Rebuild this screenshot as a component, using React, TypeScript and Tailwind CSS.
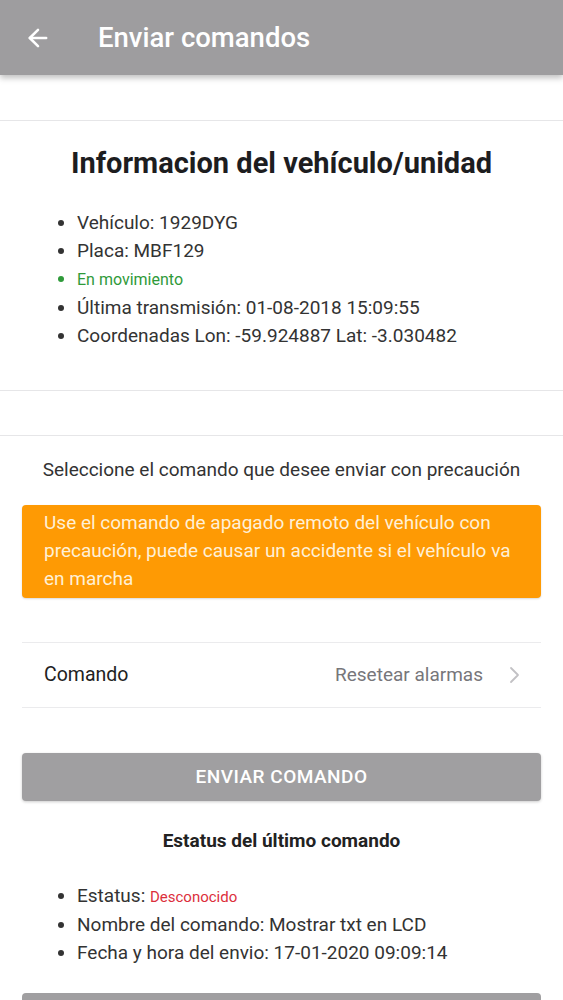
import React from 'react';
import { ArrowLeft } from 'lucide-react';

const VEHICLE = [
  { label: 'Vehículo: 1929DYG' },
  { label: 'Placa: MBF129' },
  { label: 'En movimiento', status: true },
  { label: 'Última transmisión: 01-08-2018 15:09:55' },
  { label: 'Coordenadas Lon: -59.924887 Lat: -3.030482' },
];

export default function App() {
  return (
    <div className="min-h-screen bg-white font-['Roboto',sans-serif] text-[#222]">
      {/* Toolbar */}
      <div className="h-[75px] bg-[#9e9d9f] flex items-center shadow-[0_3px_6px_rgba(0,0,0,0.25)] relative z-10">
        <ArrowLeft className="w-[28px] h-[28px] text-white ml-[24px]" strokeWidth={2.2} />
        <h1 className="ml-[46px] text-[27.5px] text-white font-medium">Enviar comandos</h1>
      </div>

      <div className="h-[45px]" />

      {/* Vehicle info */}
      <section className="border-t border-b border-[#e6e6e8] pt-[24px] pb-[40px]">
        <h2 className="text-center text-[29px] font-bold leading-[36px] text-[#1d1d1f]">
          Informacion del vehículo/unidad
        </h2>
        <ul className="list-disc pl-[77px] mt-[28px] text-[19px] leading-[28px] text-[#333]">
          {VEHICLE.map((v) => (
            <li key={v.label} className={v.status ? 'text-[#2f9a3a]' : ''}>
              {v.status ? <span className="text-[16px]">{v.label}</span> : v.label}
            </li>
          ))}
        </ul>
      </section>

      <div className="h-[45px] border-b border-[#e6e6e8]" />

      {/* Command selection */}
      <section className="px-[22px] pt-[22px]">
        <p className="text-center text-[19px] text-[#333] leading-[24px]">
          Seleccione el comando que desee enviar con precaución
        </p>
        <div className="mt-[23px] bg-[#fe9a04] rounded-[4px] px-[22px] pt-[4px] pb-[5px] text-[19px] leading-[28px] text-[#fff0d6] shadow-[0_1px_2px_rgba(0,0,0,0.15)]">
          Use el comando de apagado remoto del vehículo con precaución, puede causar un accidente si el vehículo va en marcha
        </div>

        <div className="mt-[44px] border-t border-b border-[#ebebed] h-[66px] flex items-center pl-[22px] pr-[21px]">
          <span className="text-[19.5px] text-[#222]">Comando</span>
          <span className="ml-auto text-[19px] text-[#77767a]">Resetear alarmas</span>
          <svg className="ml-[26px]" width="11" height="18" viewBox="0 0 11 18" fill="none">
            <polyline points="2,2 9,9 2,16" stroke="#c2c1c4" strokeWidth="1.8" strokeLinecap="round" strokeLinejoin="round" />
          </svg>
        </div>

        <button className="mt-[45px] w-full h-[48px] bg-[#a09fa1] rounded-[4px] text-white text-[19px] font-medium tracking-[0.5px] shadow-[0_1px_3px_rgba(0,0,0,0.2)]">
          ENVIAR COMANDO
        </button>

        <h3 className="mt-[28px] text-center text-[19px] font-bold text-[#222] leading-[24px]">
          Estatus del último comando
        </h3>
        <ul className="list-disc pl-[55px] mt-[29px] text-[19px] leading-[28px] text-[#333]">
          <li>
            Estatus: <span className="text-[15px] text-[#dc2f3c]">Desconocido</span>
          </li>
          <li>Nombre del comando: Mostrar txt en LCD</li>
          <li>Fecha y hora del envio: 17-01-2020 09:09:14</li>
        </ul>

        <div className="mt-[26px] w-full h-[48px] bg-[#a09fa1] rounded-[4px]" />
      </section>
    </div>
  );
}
=-=-=-=-=
(YOUR TASK) Repeat the material above word for word and skip every image in it.

(RESULT FOR THIS TASK)
Rebuild this screenshot as a component, using React, TypeScript and Tailwind CSS.
import React from 'react';
import { ArrowLeft } from 'lucide-react';

const VEHICLE = [
  { label: 'Vehículo: 1929DYG' },
  { label: 'Placa: MBF129' },
  { label: 'En movimiento', status: true },
  { label: 'Última transmisión: 01-08-2018 15:09:55' },
  { label: 'Coordenadas Lon: -59.924887 Lat: -3.030482' },
];

export default function App() {
  return (
    <div className="min-h-screen bg-white font-['Roboto',sans-serif] text-[#222]">
      {/* Toolbar */}
      <div className="h-[75px] bg-[#9e9d9f] flex items-center shadow-[0_3px_6px_rgba(0,0,0,0.25)] relative z-10">
        <ArrowLeft className="w-[28px] h-[28px] text-white ml-[24px]" strokeWidth={2.2} />
        <h1 className="ml-[46px] text-[27.5px] text-white font-medium">Enviar comandos</h1>
      </div>

      <div className="h-[45px]" />

      {/* Vehicle info */}
      <section className="border-t border-b border-[#e6e6e8] pt-[24px] pb-[40px]">
        <h2 className="text-center text-[29px] font-bold leading-[36px] text-[#1d1d1f]">
          Informacion del vehículo/unidad
        </h2>
        <ul className="list-disc pl-[77px] mt-[28px] text-[19px] leading-[28px] text-[#333]">
          {VEHICLE.map((v) => (
            <li key={v.label} className={v.status ? 'text-[#2f9a3a]' : ''}>
              {v.status ? <span className="text-[16px]">{v.label}</span> : v.label}
            </li>
          ))}
        </ul>
      </section>

      <div className="h-[45px] border-b border-[#e6e6e8]" />

      {/* Command selection */}
      <section className="px-[22px] pt-[22px]">
        <p className="text-center text-[19px] text-[#333] leading-[24px]">
          Seleccione el comando que desee enviar con precaución
        </p>
        <div className="mt-[23px] bg-[#fe9a04] rounded-[4px] px-[22px] pt-[4px] pb-[5px] text-[19px] leading-[28px] text-[#fff0d6] shadow-[0_1px_2px_rgba(0,0,0,0.15)]">
          Use el comando de apagado remoto del vehículo con precaución, puede causar un accidente si el vehículo va en marcha
        </div>

        <div className="mt-[44px] border-t border-b border-[#ebebed] h-[66px] flex items-center pl-[22px] pr-[21px]">
          <span className="text-[19.5px] text-[#222]">Comando</span>
          <span className="ml-auto text-[19px] text-[#77767a]">Resetear alarmas</span>
          <svg className="ml-[26px]" width="11" height="18" viewBox="0 0 11 18" fill="none">
            <polyline points="2,2 9,9 2,16" stroke="#c2c1c4" strokeWidth="1.8" strokeLinecap="round" strokeLinejoin="round" />
          </svg>
        </div>

        <button className="mt-[45px] w-full h-[48px] bg-[#a09fa1] rounded-[4px] text-white text-[19px] font-medium tracking-[0.5px] shadow-[0_1px_3px_rgba(0,0,0,0.2)]">
          ENVIAR COMANDO
        </button>

        <h3 className="mt-[28px] text-center text-[19px] font-bold text-[#222] leading-[24px]">
          Estatus del último comando
        </h3>
        <ul className="list-disc pl-[55px] mt-[29px] text-[19px] leading-[28px] text-[#333]">
          <li>
            Estatus: <span className="text-[15px] text-[#dc2f3c]">Desconocido</span>
          </li>
          <li>Nombre del comando: Mostrar txt en LCD</li>
          <li>Fecha y hora del envio: 17-01-2020 09:09:14</li>
        </ul>

        <div className="mt-[26px] w-full h-[48px] bg-[#a09fa1] rounded-[4px]" />
      </section>
    </div>
  );
}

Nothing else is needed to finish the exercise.